For a week Justice was back home in Knoxville fretting over his dog's fate. June? Well, no one will ever know how things went as she survived snow, sub-freezing temperatures and woods full of coyotes, bears and wolves.

Justice got the three-year-old June when she was still a puppy - he named her after the month when he filed for divorce - and had watched her turn into a well-rounded grouse dog. Before he left Wisconsin he put ads in two papers and contacted a couple of radio stations to say he was offering a reward to anyone who could find June.

After getting home late Saturday, Justice got a call on Monday from a beaver trapper who said he had seen the dog. The trapper, Tim VanStratton, put out food, but could never get close enough to the dog to catch her.

Meanwhile the local animal shelter and a park ranger had set out a live trap baited with dog food hoping they could catch June.

"On Wednesday I got a call from the animal shelter people saying they had found her," Justice said. "But the address on her collar wasn't right and it wasn't June."

The dog they found belonged to Joe Heath, a Knoxville firefighter who had lost his dog earlier that day. Heath celebrated the return of his black and white birddog while Justice lamented more bad news.

"That same day I talked to a bear-hunting guide and he told me wolves had already killed seven dogs around there," Justice said. "Five of the dogs were bear hounds and the others were bird dogs. I mean, the wolves are killing these big Plotts, and I've lost this little old pointer."

On top of that, the beeper collar Justice thought would keep June safe was actually working against her.

"The bear hunter said at night the wolves would hear it beeping and come looking for the sound," Justice said. "When they found June they would probably kill her."

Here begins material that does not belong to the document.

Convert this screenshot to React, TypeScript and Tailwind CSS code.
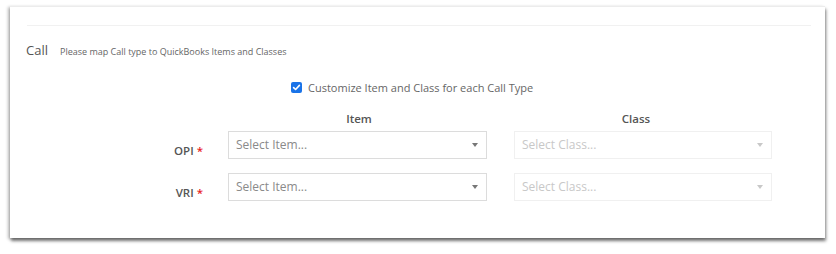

By Thursday nobody was returning Justice's phone calls. He was getting ready to go back to Wisconsin on Friday when the beaver trapper called.

VanStratton, who lives in Green Bay and annually takes a fall vacation to trap, had gotten the live trap from the animal shelter and set it in the area where he had been seeing June. He put some dog food in the trap and on Friday morning found a skinny, but otherwise healthy June waiting on him.

"I went up there on Saturday and gave him the reward and drank a few beers with him," Justice said. "I was supposed to be going to Nebraska to hunt with a friend, but we just stayed up there and hunted. It's incredible what all these people did to help me find my dog."

And Justice didn't have to worry about June running off this time.

"She stayed in the dog box," Justice said. "I've started calling her Junedini because of the way she gets out of things, but this time she was glad to be where it was safe and warm."